Tired of her sniping, and in spite of winning a second successive landslide election victory last year, the whips mounted a petty and ultimately vain attempt to remove Mrs Dunwoody from the chairmanship of her committee. She survived because it provoked a full-blooded backbench rebellion.

Her name is still on their target list, she believes, and next time, she will go down. "They will try and get rid of me and this time, they will probably succeed. The House of Commons doesn't get its act together twice," she said.

She claims a smear campaign of whispers has already started against her – like the whispering campaign that brought down Mo Mowlam. They are suggesting she is not up to the job of running a senior select committee. "The criticism seems to be on the level of 'I am deliberately wielding the dagger, and I don't understand what's going on'," she said.

To make sure I am not misquoting her, I ask her whether she is saying there is a smear campaign against her. "It's the way they work. This is what they did before. This is what they will do again. It tells you more about their deep insecurity than it does about the workings of the transport committee."

But this is a government that has been in power for more than five years, it has got a second term, and a huge majority. What has it got to be insecure about? "I find it totally incomprehensible."

Does it start from the centre – No 10? "I don't know who is so unsure of their ability to maintain a good relationship with the Parliament and with the electorate but it's certain this thread of constant worry about presentation has become more important than what people actually do."

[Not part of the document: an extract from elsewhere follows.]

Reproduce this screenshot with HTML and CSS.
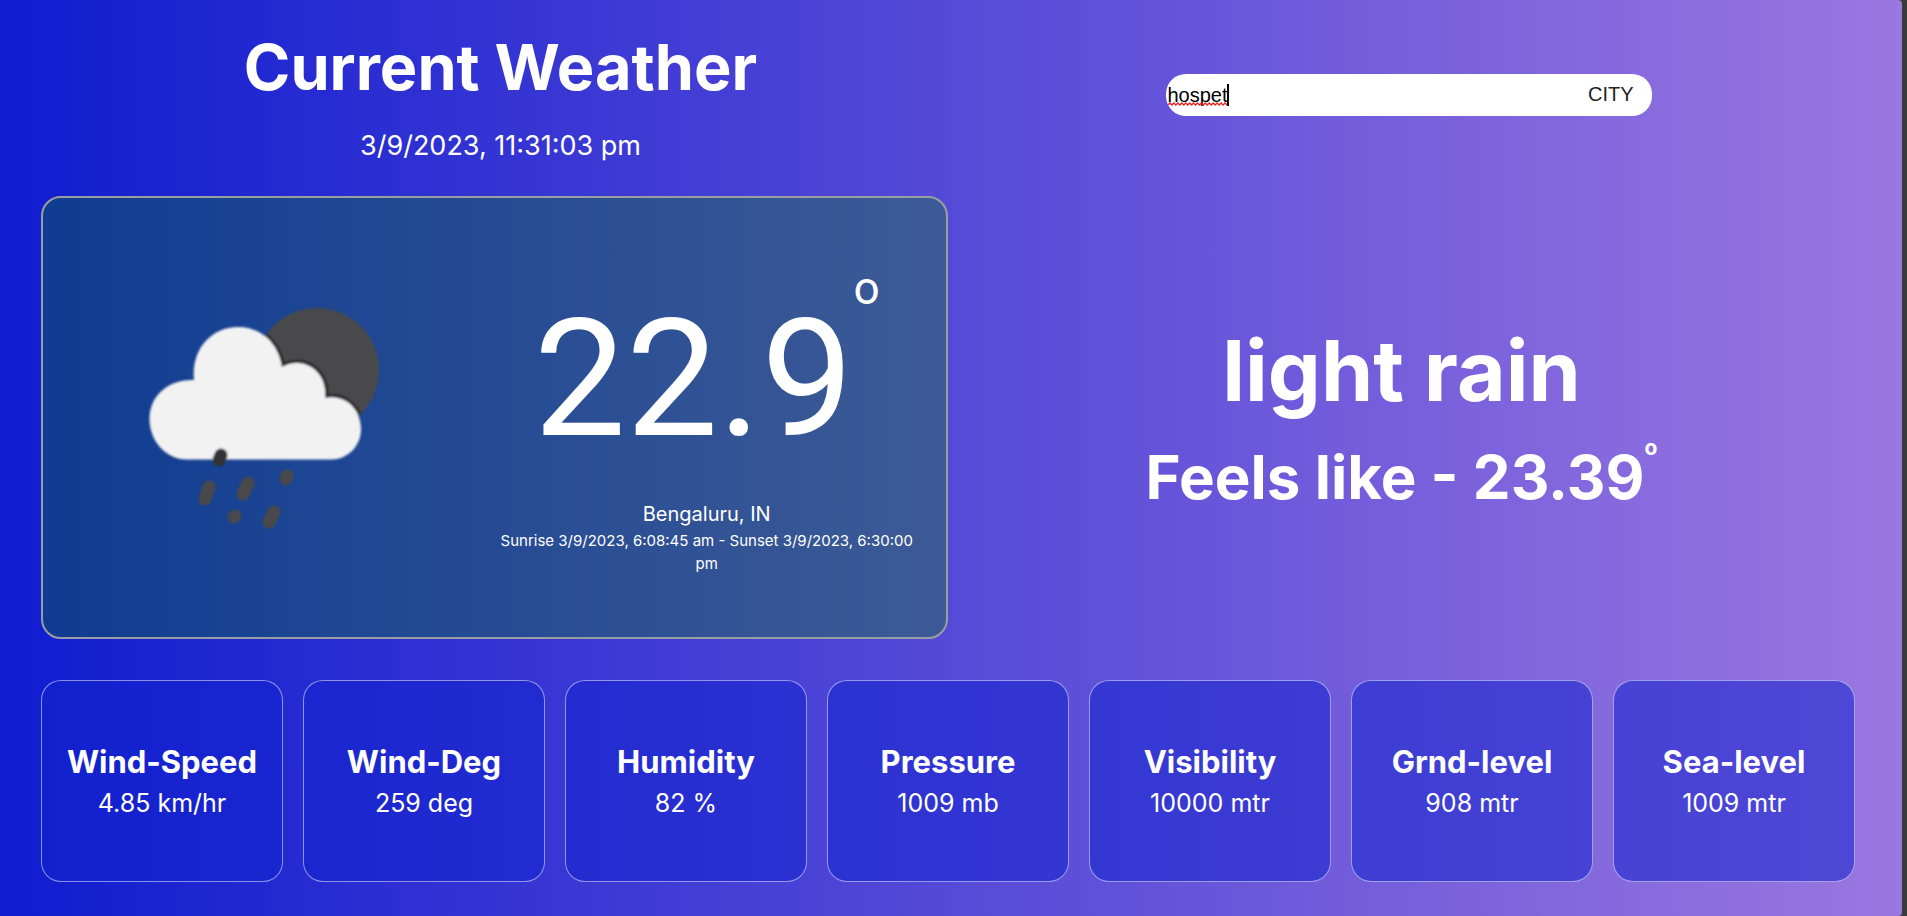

Oddly enough, Peter Mandelson came to roughly the same conclusion in the foreward of his re-issued book on New Labour. "No comment," she said. This weekend, he is hosting a "third way" think tank. "The third wayers – otherwise known as the parasites," she said.

At least she might find something there in common with Mr Prescott. "You could get rid of me without any trouble at all because this government is able to command a very large majority and will use it even against its own Leader of the House [Robin Cook], as they demonstrated only a few weeks ago, when they think they are not getting their way."

The opportunity to unseat her will come, she believes, as a result of Mr Blair's decision to carve up the Department for Transport, Local Government and the Regions, after the departure of Mr Byers, to create a single ministry for transport. That will trigger the reform of her committee, and she will be ousted.

She will not go without a fight, if she is challenged. "I would hope that any independent-minded group of MPs would judge particularly transport on the basis of the evidence and not of whether or not they like the people who are taking the evidence.

"And quite apart from anything else, transport is going to be a deciding factor in the next general election. What happens in London transport will have a direct impact on large numbers of seats in London. What happens in relation to the reorganisation [of the] west coast main line affects five or six major cities."

That fear may be just enough to save her.

Biography

1930 Born in Fulham, London. Father, Morgan Phillips, later general secretary of the Labour Party.

1954 Married Dr John Elliott Orr Dunwoody, former Labour MP for Falmouth and Camborne. Have two sons and a daughter.

1966 Elected MP for Exeter.

1967 Board of Trade minister.

1970 Loses seat and ministerial post. Becomes director of Film Production Association of Great Britain.

1974 Elected MP for Crewe (later Crewe and Nantwich).

1975 Divorced. Member of European Parliament.

1979 Opposition spokesman on foreign affairs, health and transport.

1997 Chairman, Transport Select Committee.